Comprehensibility and standardness
Step 1: A language maven M contrasts two (roughly) equivalent variants
X and Y, labeling them standard and non-standard respectively (or, more
starkly, "correct" and "incorrect") and proscribing Y. This is
the
labeling phase.
Step 2: M attempts to justify the differential labeling (and the
accompanying proscription) by claiming that X has intrinsic virtues --
it preserves a distinction that's important for communication, it
avoids ambiguity, it's "logical", it's briefer, it's clearer, whatever
-- that Y lacks; Y is intrinsically inferior. This is the
justification phase.
Step 3: A linguist L objects to the justification phase -- sometimes
also to the labeling phase, but the central question here is the
validity of the justifications. L argues that the justifications
offered in favor of X over Y are ill-founded. In particular, L
argues that in practice Y does not impede communication or introduce
pernicious ambiguity.
This is a
rejection of the justifications, not of the labeling. (In
some cases L wants to dispute the labeling as well, but L rejects the
justifications for dispreferring Y in any case.)

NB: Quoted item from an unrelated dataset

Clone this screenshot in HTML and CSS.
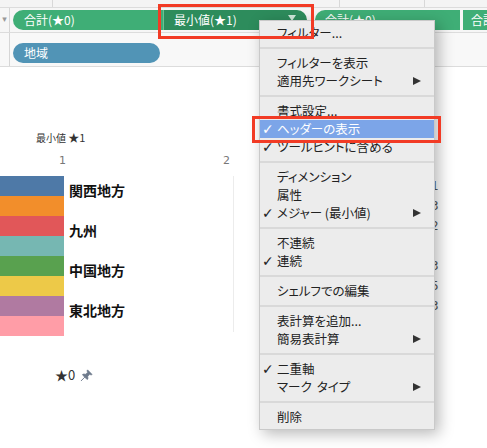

Step 4: L will make a similar argument in case after case, concluding
that the standard variety is as it as a consequence of social,
cultural, and historical forces, not because of some intrinsic
superiority as a vehicle of communication. Having examined case
after case, L will note that each non-standard variant has its own
intrinsic values -- it makes a distinction that's important in
communication, it avoids ambiguity, it's more regular or is
simpler in some other way, it's briefer, it's clearer, whatever -- so
that the justifications are really beside the point. (But this
last step is important because it leads to the humane conclusion that
users of the language are all concerned, tacitly of course, with
communicative values; people who use non-standard variants are not just
sloppy, lazy, cognitively impaired simpletons who have, moreover,
perversely rejected the excellences of the standard.)

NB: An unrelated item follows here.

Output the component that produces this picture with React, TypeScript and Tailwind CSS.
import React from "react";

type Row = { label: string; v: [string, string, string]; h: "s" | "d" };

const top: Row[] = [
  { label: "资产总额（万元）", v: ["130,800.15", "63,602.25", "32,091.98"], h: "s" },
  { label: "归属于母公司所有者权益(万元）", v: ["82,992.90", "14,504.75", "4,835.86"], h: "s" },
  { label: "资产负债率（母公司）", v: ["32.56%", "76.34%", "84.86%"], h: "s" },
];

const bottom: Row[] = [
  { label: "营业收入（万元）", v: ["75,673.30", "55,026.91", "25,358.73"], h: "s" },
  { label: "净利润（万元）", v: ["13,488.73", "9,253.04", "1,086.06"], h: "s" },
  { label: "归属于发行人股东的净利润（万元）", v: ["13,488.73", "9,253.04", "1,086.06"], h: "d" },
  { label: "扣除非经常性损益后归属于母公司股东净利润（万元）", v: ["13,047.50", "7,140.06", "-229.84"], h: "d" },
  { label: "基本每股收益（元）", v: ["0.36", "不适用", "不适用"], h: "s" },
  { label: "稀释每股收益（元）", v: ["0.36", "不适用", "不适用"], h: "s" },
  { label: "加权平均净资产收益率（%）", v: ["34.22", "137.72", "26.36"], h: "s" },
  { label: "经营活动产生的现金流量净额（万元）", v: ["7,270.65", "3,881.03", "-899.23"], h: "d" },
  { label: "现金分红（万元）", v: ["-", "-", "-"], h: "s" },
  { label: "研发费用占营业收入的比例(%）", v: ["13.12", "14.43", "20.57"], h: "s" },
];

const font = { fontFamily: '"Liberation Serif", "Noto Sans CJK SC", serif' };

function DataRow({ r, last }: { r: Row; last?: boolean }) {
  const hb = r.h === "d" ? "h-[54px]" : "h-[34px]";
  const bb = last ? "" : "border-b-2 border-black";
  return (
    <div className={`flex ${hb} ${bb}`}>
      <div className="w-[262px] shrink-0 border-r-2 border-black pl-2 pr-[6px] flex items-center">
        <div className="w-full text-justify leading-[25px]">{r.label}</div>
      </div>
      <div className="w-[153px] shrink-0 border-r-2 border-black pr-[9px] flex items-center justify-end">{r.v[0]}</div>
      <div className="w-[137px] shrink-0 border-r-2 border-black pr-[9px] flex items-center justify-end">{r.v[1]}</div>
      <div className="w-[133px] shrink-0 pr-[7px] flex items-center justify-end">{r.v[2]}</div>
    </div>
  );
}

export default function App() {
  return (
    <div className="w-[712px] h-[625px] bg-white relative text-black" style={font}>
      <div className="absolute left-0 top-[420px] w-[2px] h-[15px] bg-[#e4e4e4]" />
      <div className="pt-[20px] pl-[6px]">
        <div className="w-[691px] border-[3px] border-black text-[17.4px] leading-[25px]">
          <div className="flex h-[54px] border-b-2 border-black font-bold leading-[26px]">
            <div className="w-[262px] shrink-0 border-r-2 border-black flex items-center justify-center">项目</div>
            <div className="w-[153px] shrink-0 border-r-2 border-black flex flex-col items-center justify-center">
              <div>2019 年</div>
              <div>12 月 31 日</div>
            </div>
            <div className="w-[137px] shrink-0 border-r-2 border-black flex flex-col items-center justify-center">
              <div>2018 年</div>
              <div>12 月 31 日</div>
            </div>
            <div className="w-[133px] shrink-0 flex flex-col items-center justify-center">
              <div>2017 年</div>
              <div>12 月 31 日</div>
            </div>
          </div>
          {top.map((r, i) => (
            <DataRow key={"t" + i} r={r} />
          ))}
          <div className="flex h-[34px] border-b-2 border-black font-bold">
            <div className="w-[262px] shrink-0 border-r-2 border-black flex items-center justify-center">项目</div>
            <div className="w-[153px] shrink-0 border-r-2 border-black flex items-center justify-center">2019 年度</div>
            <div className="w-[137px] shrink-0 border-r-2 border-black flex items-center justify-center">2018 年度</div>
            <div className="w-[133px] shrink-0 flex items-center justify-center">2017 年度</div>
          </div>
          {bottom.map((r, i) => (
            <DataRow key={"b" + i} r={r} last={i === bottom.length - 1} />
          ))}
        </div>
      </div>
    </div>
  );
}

Step 5: Others now claim that L is maintaining (absurdly) that if
people can understand something, it's therefore standard; call this
"comprehensibility implies standardness".

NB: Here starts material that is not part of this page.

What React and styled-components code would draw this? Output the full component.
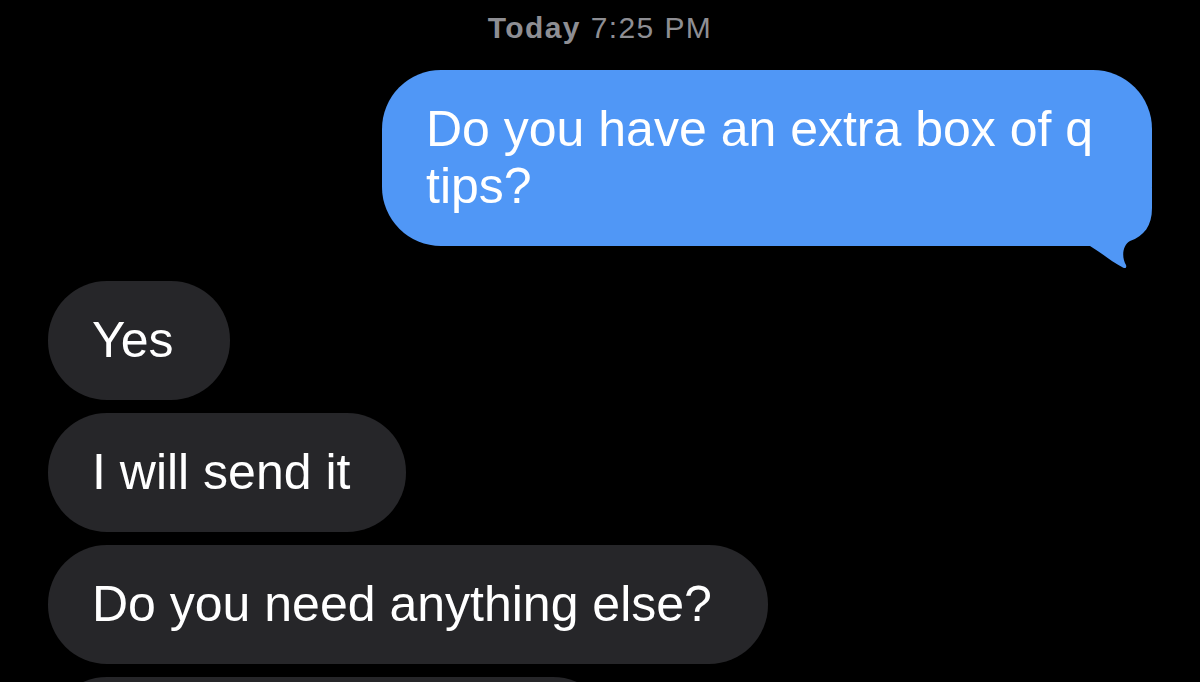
import { createGlobalStyle, styled } from "styled-components";

const GlobalStyle = createGlobalStyle`
  html,
  body {
    margin: 0;
    background: #000;
    overflow: hidden;
  }
  body {
    font-family: "Liberation Sans", Arial, sans-serif;
  }
`;

const Thread = styled.main`
  display: flex;
  flex-direction: column;
  padding: 10px 48px 0;
  height: 682px;
  box-sizing: border-box;
  overflow: hidden;
`;

const Stamp = styled.div`
  text-align: center;
  font-size: 30px;
  line-height: 36px;
  letter-spacing: 1.4px;
  color: #8e8e93;
  margin-bottom: 24px;

  b {
    font-weight: 600;
  }
`;

const Row = styled.div`
  display: flex;
  flex-shrink: 0;
  justify-content: ${(p) => (p.$mine ? "flex-end" : "flex-start")};
  margin-bottom: ${(p) => p.$gap}px;
`;

const Bubble = styled.div`
  position: relative;
  box-sizing: border-box;
  max-width: 770px;
  padding: 31px 56px 31px 44px;
  border-radius: 59px;
  font-size: 50px;
  line-height: 57px;
  color: #fff;
  background: ${(p) => (p.$mine ? "#5097f6" : "#262629")};
  ${(p) => p.$w && `width: ${p.$w}px;`}
`;

const Tail = styled.svg`
  position: absolute;
  right: 0;
  bottom: -22px;
  width: 62px;
  height: 80px;
`;

const Outgoing = ({ children }) => (
  <Row $mine $gap={35}>
    <Bubble $mine>
      {children}
      <Tail viewBox="0 0 62 80" aria-hidden>
        <path
          d="M0 0H62V20C62 38 54 48 40 53C33 57 31 68 36 77C37 80 35 81 32 79C22 74 12 65 0 58Z"
          fill="#5097f6"
        />
      </Tail>
    </Bubble>
  </Row>
);

export default function App() {
  return (
    <>
      <GlobalStyle />
      <Thread>
        <Stamp>
          <b>Today</b> 7:25 PM
        </Stamp>
        <Outgoing>Do you have an extra box of q tips?</Outgoing>
        <Row $gap={13}>
          <Bubble>Yes</Bubble>
        </Row>
        <Row $gap={13}>
          <Bubble>I will send it</Bubble>
        </Row>
        <Row $gap={13}>
          <Bubble>Do you need anything else?</Bubble>
        </Row>
        <Row $gap={13}>
          <Bubble $w={564} aria-hidden>
            &nbsp;
          </Bubble>
        </Row>
      </Thread>
    </>
  );
}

This conclusion does not follow from what L
says; anyone who draws this conclusion deserves to fail Logic 101.
I believe that no linguist has ever said that comprehensibility implies
standardness, and also that no linguist has ever said that if a speaker
of a language says something on some occasion it's therefore standard
(in lay terms, "correct" or "grammatical"), an even more absurd claim
that Geoff Pullum rants about occasionally (most recently, in
passing,
here).
Certainly I have never said either of these things.
My
comments
on the special conditional form of English (sometimes called "the
subjunctive" or "the past subjunctive") have elicited the usual pile of
accusations that I am an anarchic, anything-goes, radical
relative-moralist academic who rejects standards in language (well,
this is usually framed in somewhat more polite language). What I
did was compare the special conditional form (call it form C) with the
ordinary past form (call it form T) as an expression of conditions
contrary to fact. In this use, form C is labeled by many critics
as standard and form T as non-standard. In fact, I think that
these labels are no longer accurate, but that wasn't the point of my
critique. Instead, I examined the justifications that appear in
handbook after handbook for proscribing form T in this use: that it
eliminates a distinction that is important in communication and induces
ambiguity. Against these claims, I noted that using form T in
this way simply doesn't produce difficulties in communication or
occasion troublesome ambiguities. You can maintain that form T is
non-standard, and we can discuss the evidence for that; you can choose
to use form C (as I do in many circumstances); but this talk about the
communicative virtues of form C and the communicative deficiencies of
form T is just beside the point. (I originally typed "is just
bullshit", and maybe I should have stuck with that.)
I did not say that form T used in counterfactual conditionals is
standard because people understand it so easily. I said that
specific claims about the communicative values of form C are not
supported by the facts of actual usage (in particular, the ease with
which people understand it), and that communicative values therefore
provide no justification for labeling form T in this use as
non-standard. If form T is in fact non-standard, that's
just a brute fact, having to do with which people use the variant in
what contexts and for what purposes.
I have no problem in labeling variants as non-standard, if they in fact
are, and I've done it many, many times here on Language Log (an awful
lot of the variants I study are non-standard) -- with the result that I
get a certain amount of e-mail from people who are shocked by some of
this labeling: how, they write, can I say that some variant is
non-standard, when it makes so much
SENSE? Why
should
theirselves be
non-standard? Why should
themself
used with singular antecedents (
Anyone
who shoots themself in the foot shouldn't be trusted with a gun)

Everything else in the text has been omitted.